The horror-of-the-demonic sub-genre grew out of mid- and late twentieth century American culture. According to Derry, the horror-of-the-demonic film:
suggested that the world was horrible because evil forces existed that were constantly undermining the quality of existence. The evil forces could remain mere spiritual presences, as in Don’t Look Now (Nicolas Roeg, 1973), or they could take the guise of witches, demons, or devils. …Films about witchcraft and ghosts have always been with us.
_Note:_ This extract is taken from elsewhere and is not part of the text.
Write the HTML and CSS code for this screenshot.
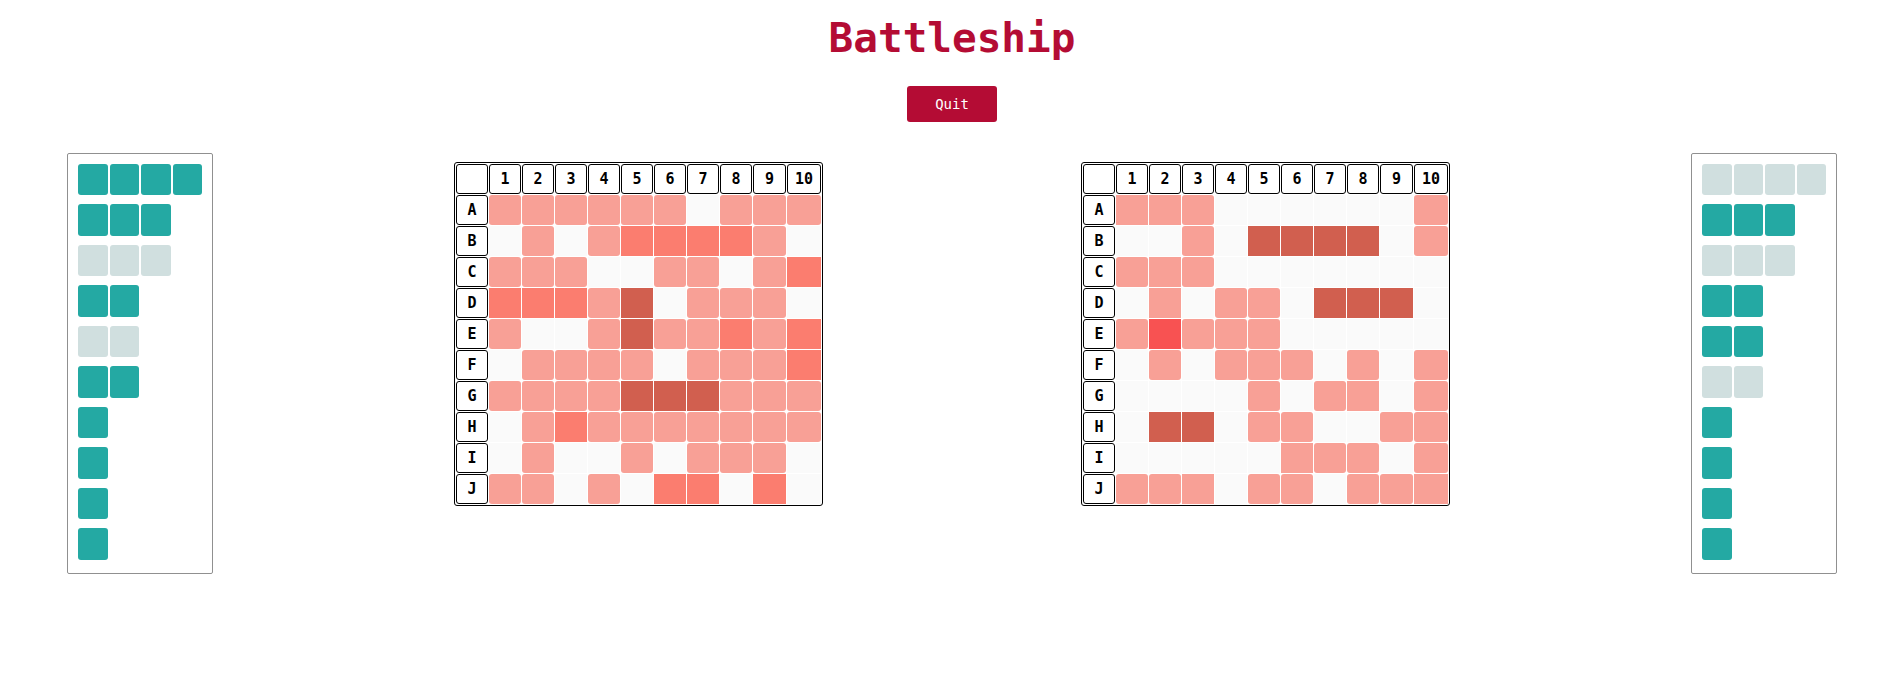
FILE: index.html
```
<!DOCTYPE html>
<html lang="en">
<head>
<meta charset="utf-8">
<title>Battleship</title>
<link rel="stylesheet" href="styles.css">
</head>
<body>
<header class="header">
  <h1 class="title">Battleship</h1>
  <button class="quit" type="button">Quit</button>
</header>
<main class="game">
  <div class="fleet fleet-own" data-fleet="4 3 3x 2 2x 2 1 1 1 1"></div>
  <table class="board board-own" data-rows="mmmmmm.mmm .m.mhhhhm. mmm..mm.mh hhhms.mmm. m..msmmhmh .mmmm.mmmh mmmmsssmmm .mhmmmmmmm .m..m.mmm. mm.m.hh.h."></table>
  <table class="board board-enemy" data-rows="qqm......m ..m.ssss.m mqm....... .q.mm.sss. mfmmm..... .m.mmm.m.m ....m.mq.m .ss.mm..mm .....qmm.m mmq.mm.mmq"></table>
  <div class="fleet fleet-enemy" data-fleet="4x 3 3x 2 2 2x 1 1 1 1"></div>
</main>
<script src="game.js"></script>
</body>
</html>
```
FILE: styles.css
```
* { box-sizing: border-box; }

body {
  margin: 0;
  background: #fff;
  color: #000;
  font-family: Consolas, "DejaVu Sans Mono", monospace;
}

.header {
  display: flex;
  flex-direction: column;
  align-items: center;
  gap: 20px;
  padding-top: 10px;
}

.title {
  margin: 0;
  font-size: 41px;
  line-height: 56px;
  font-weight: 700;
  color: #b40c34;
}

.quit {
  width: 90px;
  height: 36px;
  border: 0;
  border-radius: 3px;
  background: #b40c34;
  color: #fff;
  font-family: inherit;
  font-size: 14px;
  cursor: pointer;
}

.game {
  display: grid;
  grid-template-columns: 146px 14fr 369px 15fr 369px 14fr 146px;
  align-items: start;
  padding: 31px 67px 0;
}

.game > * { grid-row: 1; }
.fleet-own { grid-column: 1; }
.board-own { grid-column: 3; }
.board-enemy { grid-column: 5; }
.fleet-enemy { grid-column: 7; }

.fleet {
  display: flex;
  flex-direction: column;
  gap: 9px;
  padding: 10px 10px 13px;
  border: 1px solid #909090;
  border-radius: 2px;
}

.ship {
  display: grid;
  grid-template-columns: repeat(4, 1fr);
  gap: 2px;
}

.deck {
  aspect-ratio: 15 / 16;
  border-radius: 3px;
  background: #24a9a3;
}

.ship.lost .deck { background: #d0dfdf; }

.board {
  margin-top: 9px;
  width: 369px;
  table-layout: fixed;
  border: 1px solid #000;
  border-radius: 3px;
  border-collapse: separate;
  border-spacing: 1px;
}

.board col { width: 32px; }
.board col:nth-child(10) { width: 33px; }
.board col:nth-child(11) { width: 34px; }

.board th,
.board td {
  height: 30px;
  padding: 0;
}

.board th {
  border: 1px solid #000;
  border-radius: 3px;
  font-size: 15px;
  line-height: 18px;
  font-weight: 700;
  text-align: center;
}

.board td { background: #fafafa; }
.board .miss { background: #f8a096; border-radius: 3px; }
.board .near { background: #f8a096; }
.board .hit { background: #fb7d6f; }
.board .sunk { background: #d15f4f; }
.board .fresh { background: #f85252; }
```
FILE: game.js
```
const kinds = { m: "miss", q: "near", h: "hit", s: "sunk", f: "fresh", ".": "" };

document.querySelectorAll(".board").forEach((board) => {
  const numbers = Array.from({ length: 10 }, (_, i) => `<th scope="col">${i + 1}</th>`).join("");
  const rows = board.dataset.rows.split(" ").map((row, i) =>
    `<tr><th scope="row">${"ABCDEFGHIJ"[i]}</th>${[...row].map((c) => `<td class="${kinds[c]}"></td>`).join("")}</tr>`
  ).join("");
  board.innerHTML = `<colgroup>${"<col>".repeat(11)}</colgroup><thead><tr><th></th>${numbers}</tr></thead><tbody>${rows}</tbody>`;
});

document.querySelectorAll(".fleet").forEach((fleet) => {
  fleet.innerHTML = fleet.dataset.fleet.split(" ").map((ship) =>
    `<div class="ship${ship.endsWith("x") ? " lost" : ""}">${'<span class="deck"></span>'.repeat(parseInt(ship, 10))}</div>`
  ).join("");
});
```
Indeed, the idea of an evil incarnate has a long American tradition. … The themes of repression and evil forces have long been a staple of American literature, from Nathaniel Hawthorne’s The House of Seven Gables and Washington Irving’s "The Legend of Sleepy Hollow" to Edgar Allan Poe’s “The Raven” and Henry James’ The Turn of the Screw.[3]
Derry cites two films as "the most important forerunners in this genre": Day of Wrath (Carl Dreyer, Denmark, 1943) and The Devil’s Wanton (Ingmar Bergman, Sweden, 1948), although Derry qualifies the second film as "not a horror film." Four themes that are common to these films lend a consistency to this genre.